Gerrit Krot

ConvE

Applying Transfer Learning to a Convolutional Neural Network.

Skills: Deep Learning, Machine Learning, Research

Languages: Python

ConvE is a convolutional neural network that was used to predict missing links in 2D knowledge graphs. Each link represents a relationship between a subject and an object, such as a subject, “Acorn” has the relationship “IsSeedOf” with another object, “OakTree.” ConvE uses Convolution to create a data structure that compares all of the knowledge between two given subjects, and uses this to identify relationships that may potentially be missing. Constructing missing knowledge graphs links is difficult and complex, and training a neural network to perform this task can take many, many hours. In 2023, I wanted to see if transfer learning could be applied to this task to speed up the training process.

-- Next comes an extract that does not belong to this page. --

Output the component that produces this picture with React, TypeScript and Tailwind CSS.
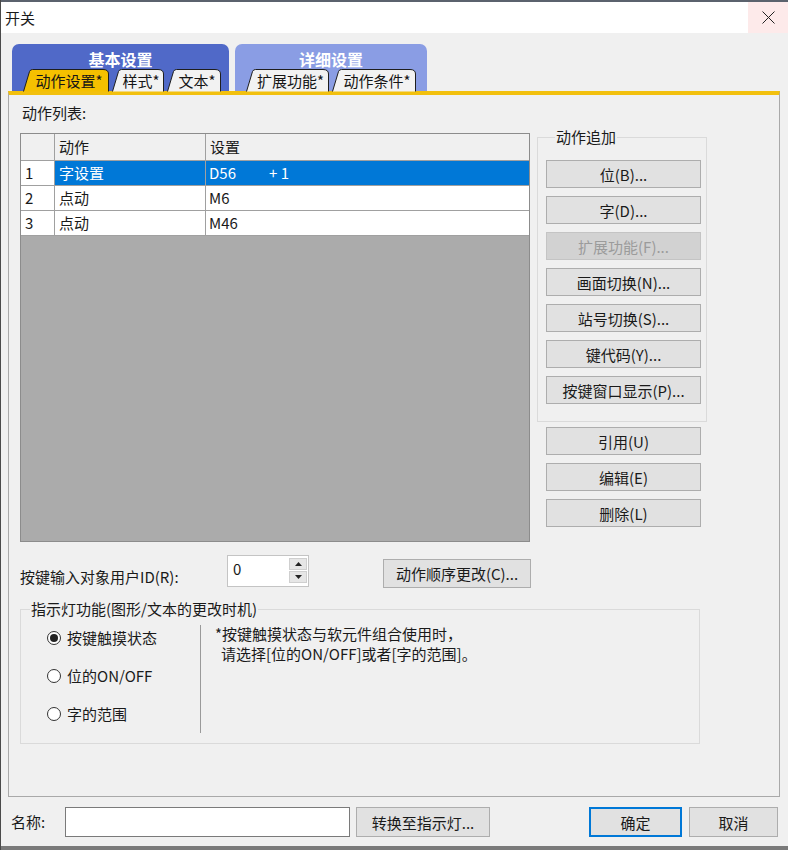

Transfer learning is a relatively simple concept. First, you train a model on one set of data until it is effective and reliable. For subsequent models trained on different data, instead of initializing them with random weights, you use the weights of the trained model again. This often results in a significant reduction in training time because some model weights are generalizable to different datasets, and some variables have optimal weights with small ranges. By using weights from a pre-trained model, a portion of the weights of the model are relatively close to where they should be. As such, the time needed to get all of the weights into good ranges is dramatically reduced. In this project, my group was able to reduce the number of epochs needed to train ConvE by over 70% in all cases, showing that transfer learning is applicable to knowledge graph link prediction. To view the rest of our findings, please check out the full report.

Because we were able to show that transfer learning was applicable to knowledge graph link-prediction, more research can be done to isolate the values that remain consistent, and cause the improved training speed. This knowledge can then be leveraged to identify good initialization values for this task, and ideally learn why the values work well.